На следующее утро я навестила Феллини в отеле «Беверли-Хилтон». Он собирался ближайшим рейсом вернуться в Рим. Вышел из лифта и, явно превозмогая боль, двинулся ко мне. Мы сели в глубине гостиничного холла, отделенные невидимым барьером от толпы журналистов и киноманов.
Ему пришлись по душе мои страстные уверения, что его поведение на церемонии было безупречно, осанка безукоризненна, что в его лице не было и следа нервозности или нездоровья, что его английский был достаточно внятен для всех, кто собрался в зале, что он не показался зрителям чересчур полным, а волосы — слишком поредевшими.
«В тот момент, когда я вышел на сцену, я почувствовал такое воодушевление, такой подъем, — признался он. — А то, что было потом, мне не очень запомнилось».
Он был рад, что на приеме, устроенном в его честь Гильдией кинорежиссеров, ему удалось перекинуться парой слов с Билли Уайлдером, хотя из-за неважного самочувствия и пришлось отказаться от планировавшегося выхода на сцену. «В былые времена Билли выглядел старше меня, — меланхолически заметил он, — а сейчас выглядит моложе».
На приеме в Гильдии был и давний друг Феллини Пол Мазурски. «Паулино все хочет показать мне Фармерз Маркет и Венецию. Венецию, штат Калифорния, — уточнил он. — Когда-нибудь поддамся на его уговоры, но не в этот раз».
Наш разговор прервала девочка-подросток, попросившая у Феллини автограф. «А ты знаешь, кто я?» — спросил он с любопытством.

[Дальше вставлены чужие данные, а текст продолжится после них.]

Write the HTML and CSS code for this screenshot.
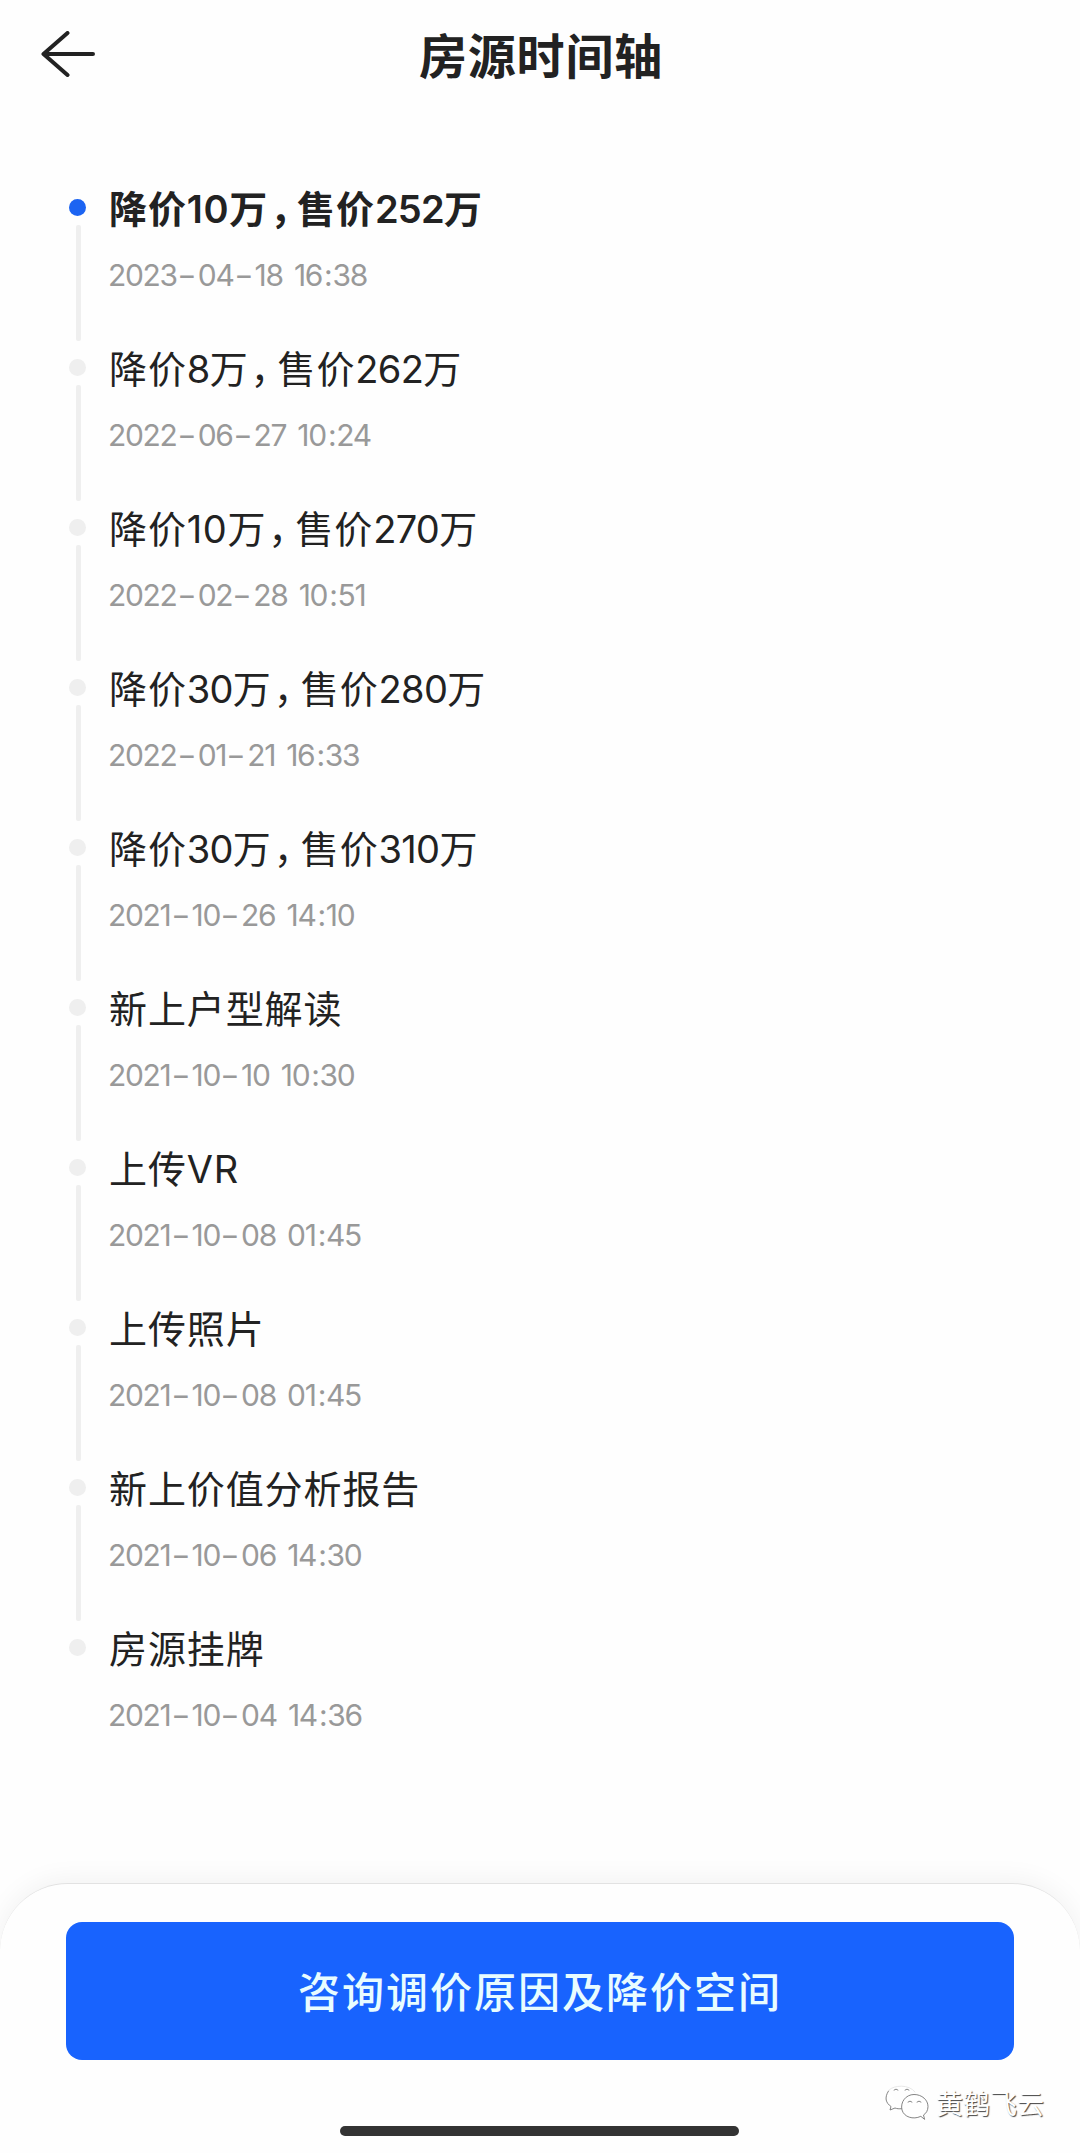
FILE: index.html
```html
<!DOCTYPE html>
<html lang="zh-CN">
<head>
    <meta charset="UTF-8">
    <meta name="viewport" content="width=device-width, initial-scale=1.0">
    <link rel="stylesheet" href="styles.css">
    <title>房源时间轴</title>
</head>
<body>

    <header class="header">
        <svg class="back" viewBox="0 0 54 46" fill="none" stroke="#222" stroke-width="4" stroke-linecap="round" stroke-linejoin="round">
            <path d="M26.500 2L2.500 23L26.500 44M2.500 23H52"/>
        </svg>
        <h1 class="title">房源时间轴</h1>
    </header>

    <ul class="timeline">
        <li class="item active">
            <h2 class="event">降价<span class="num wide">10</span>万<span class="comma">，</span>售价<span class="num">252</span>万</h2>
            <p class="date">2023<i>-</i>04<i>-</i>18 16<b>:</b>38</p>
        </li>
        <li class="item">
            <h2 class="event">降价<span class="num">8</span>万<span class="comma">，</span>售价<span class="num">262</span>万</h2>
            <p class="date">2022<i>-</i>06<i>-</i>27 10<b>:</b>24</p>
        </li>
        <li class="item">
            <h2 class="event">降价<span class="num wide">10</span>万<span class="comma">，</span>售价<span class="num">270</span>万</h2>
            <p class="date">2022<i>-</i>02<i>-</i>28 10<b>:</b>51</p>
        </li>
        <li class="item">
            <h2 class="event">降价<span class="num">30</span>万<span class="comma">，</span>售价<span class="num">280</span>万</h2>
            <p class="date">2022<i>-</i>01<i>-</i>21 16<b>:</b>33</p>
        </li>
        <li class="item">
            <h2 class="event">降价<span class="num">30</span>万<span class="comma">，</span>售价<span class="num">310</span>万</h2>
            <p class="date">2021<i>-</i>10<i>-</i>26 14<b>:</b>10</p>
        </li>
        <li class="item">
            <h2 class="event">新上户型解读</h2>
            <p class="date">2021<i>-</i>10<i>-</i>10 10<b>:</b>30</p>
        </li>
        <li class="item">
            <h2 class="event">上传<span class="num wide">VR</span></h2>
            <p class="date">2021<i>-</i>10<i>-</i>08 01<b>:</b>45</p>
        </li>
        <li class="item">
            <h2 class="event">上传照片</h2>
            <p class="date">2021<i>-</i>10<i>-</i>08 01<b>:</b>45</p>
        </li>
        <li class="item">
            <h2 class="event">新上价值分析报告</h2>
            <p class="date">2021<i>-</i>10<i>-</i>06 14<b>:</b>30</p>
        </li>
        <li class="item">
            <h2 class="event">房源挂牌</h2>
            <p class="date">2021<i>-</i>10<i>-</i>04 14<b>:</b>36</p>
        </li>
    </ul>

    <footer class="sheet">
        <button class="consult">咨询调价原因及降价空间</button>
        <div class="watermark">
            <svg class="wechat" viewBox="0 0 44 36" fill="#fff" stroke="#777" stroke-width="0.9" stroke-linecap="round" stroke-linejoin="round">
                <path d="M3.500 6C-1 13 1 18 6 21.500L5 25L10 23C12 23.700 14 24 16.500 23.700" />
                <path d="M4 5C9 0 24-1 30 7" stroke="#e4e4e4"/>
                <path d="M35.500 31.500C28 35 19 32 17 25C15 17 21 9.500 29 9.500C37 9.500 43 15 43 21.500C43 25.500 41 28.500 38.500 30L39.500 34Z"/>
                <path d="M9 5Q11 3 13 5M20 5Q22 3 24 5M23 17Q25 15 27 17M32 17Q34 15 36 17" fill="none"/>
            </svg>
            <span>黄鹤飞云</span>
        </div>
        <div class="home-bar"></div>
    </footer>

</body>
</html>
```
FILE: styles.css
```css
* {
    box-sizing: border-box;
}
body {
    margin: 0;
    height: 2153px;
    display: flex;
    flex-direction: column;
    overflow: hidden;
    background-color: #fefefe;
    color: #222;
    font-family: Inter, 'Noto Sans CJK SC', sans-serif;
}
.header {
    display: grid;
    grid-template-columns: 54px 1fr 54px;
    height: 112px;
    padding: 0 41px;
}
.back {
    width: 54px;
    height: 46px;
    margin-top: 31px;
}
.title {
    margin: 0;
    padding-left: 2px;
    text-align: center;
    font-family: 'Noto Sans CJK SC', sans-serif;
    font-size: 48px;
    font-weight: 700;
    letter-spacing: 0.8px;
    line-height: 106px;
}
.timeline {
    list-style: none;
    margin: 0;
    padding: 68px 0 0 69px;
}
.item {
    display: grid;
    grid-template-columns: 17px 1fr;
    grid-template-rows: 56px 104px;
    column-gap: 23px;
    height: 160px;
}
/* point et trait de la frise */
.item::before {
    content: '';
    width: 17px;
    height: 17px;
    margin-top: 19px;
    border-radius: 50%;
    background-color: #efefef;
}
.item::after {
    content: '';
    grid-column: 1;
    grid-row: 2;
    width: 5px;
    height: 116px;
    margin-left: 7px;
    margin-top: -11px;
    border-radius: 2px;
    background-color: #efefef;
}
.item:last-child::after {
    display: none;
}
.active::before {
    background-color: #1c64f2;
}
.event {
    margin: 0;
    font-size: 38px;
    font-weight: 400;
    letter-spacing: 0.9px;
    line-height: 58px;
    white-space: nowrap;
}
.active .event {
    font-weight: 700;
}
.num {
    letter-spacing: -0.7px;
}
.wide {
    letter-spacing: 0.6px;
}
.active .num {
    font-weight: 600;
}
.comma {
    padding-left: 2px;
    letter-spacing: -11px;
}
.date {
    grid-column: 2;
    grid-row: 2;
    margin: 18px 0 0 -1px;
    color: #999;
    font-size: 30px;
    letter-spacing: -1.3px;
    word-spacing: 4px;
    line-height: 42px;
    white-space: nowrap;
}
.date i {
    display: inline-block;
    width: 20px;
    margin: 0 1px 0 0;
    font-style: normal;
    letter-spacing: 0;
    text-align: center;
    transform: scaleX(1.4);
}
.date b {
    margin: 0 1px 0 2px;
    font-weight: 400;
}
.sheet {
    display: flex;
    flex-direction: column;
    align-items: center;
    height: 270px;
    margin-top: auto;
    padding-top: 38px;
    border-top: 1px solid #e2e2e2;
    border-radius: 68px 68px 0 0;
    background-color: #fefefe;
    box-shadow: 0 -4px 26px rgba(0, 0, 0, 0.05);
}
.consult {
    width: 948px;
    height: 138px;
    padding: 0 0 3px;
    border: none;
    border-radius: 16px;
    background-color: #1863fe;
    color: #e8fcff;
    font-family: 'Noto Sans CJK SC', sans-serif;
    font-size: 42px;
    font-weight: 500;
    letter-spacing: 2px;
}
.watermark {
    display: flex;
    align-items: center;
    align-self: flex-end;
    gap: 7px;
    height: 40px;
    margin-top: 23px;
    margin-right: 36px;
    color: #fff;
    font-family: 'Noto Sans CJK SC', sans-serif;
    font-size: 27px;
    line-height: 40px;
    text-shadow: 1px 1px 1px #444;
}
.wechat {
    width: 44px;
    height: 36px;
}
.home-bar {
    width: 399px;
    height: 10px;
    margin-top: 3px;
    margin-right: 2px;
    border-radius: 5px;
    background-color: #333;
}
```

«Феллини», — ответила она не колеблясь.
У нее не было при себе ни бумаги, ни ручки, и он вывел свое имя пальцем у нее на лбу. Она хихикнула и отошла с довольным видом. То, чему не судьба была запечатлеться в ее альбоме для автографов, наверняка запечатлелось в ее памяти.
Когда ее и след простыл, Феллини заметил: «Вчера я спросил одну из тех, кто добивался моего автографа, знает ли она, как меня зовут, а она ответила: «Да, мистер Фильмини».
Мы сидели и беседовали, не замечая, как быстро бежит время. «Не могу понять, в чем тут дело, — пожаловался он, — но мои взаимоотношения с собственным телом уже не такие, как прежде. Оно стало каким-то своевольным. То и дело заявляет о себе, но совсем не так, как раньше — доставляя удовольствие. Посылает мне разные сигналы — то потише, то погромче. Не служит, беспрекословно выполняя мои команды. А, наоборот, вопит: «Я — хозяин!»
Я уже не мечтаю о том, чтобы поскорее заснуть, ибо мне больше не снятся те восхитительные сны, в которых резвится ум; а если и снятся, то не запоминаются. Телесный недуг — это еще куда ни шло, коль скоро при мне остается мир моих фантазий. Но смерть воображения — ее я боюсь больше, нежели физической гибели.
Странно: когда стареешь, начинаешь просыпаться все раньше и раньше, а просыпаться-то незачем. Абсолютно незачем. Наверное, это оттого, что с годами начинаешь жадничать: видишь, как жизнь течет сквозь пальцы, и норовишь вцепиться в каждую минуту. Я всегда просыпался рано, но теперь, когда день приносит меньше радости, чем прежде, тело словно отказывается с ним расстаться, отпустить его на волю.
Помню, я удивлялся тому, что старики, по мере того как их жизнь делается все менее содержательной, начинают больше и больше бояться воздушных перелетов. Так вот, нынче это и мой удел. Самолетов я никогда не жаловал, а когда чудом избежал авиакатастрофы, окончательно убедился, что летать даже Дж. Масторне на роду не написано. Необходимость сесть в самолет раздражает меня уже тем, что я начинаю волноваться 1 заранее; в результате к моменту прибытия к месту назначения я как бы проделываю несколько авиарейсов. А еще хуже то, что физическая боль — она меня практически не отпускает — не дает возможности отключиться в салоне. Я не в силах мысленно сократить время полета. И не нахожу себе места.
Болезни сердца и апоплексический удар — бич моей семьи. Брата моей матери разбил паралич, и он лишился речи. Брат моего отца да и мой брат Рикардо — все они умерли от этого. А что до меня самого, то еще в раннем детстве врач сказал моей матери: у вашего ребенка тахикардия.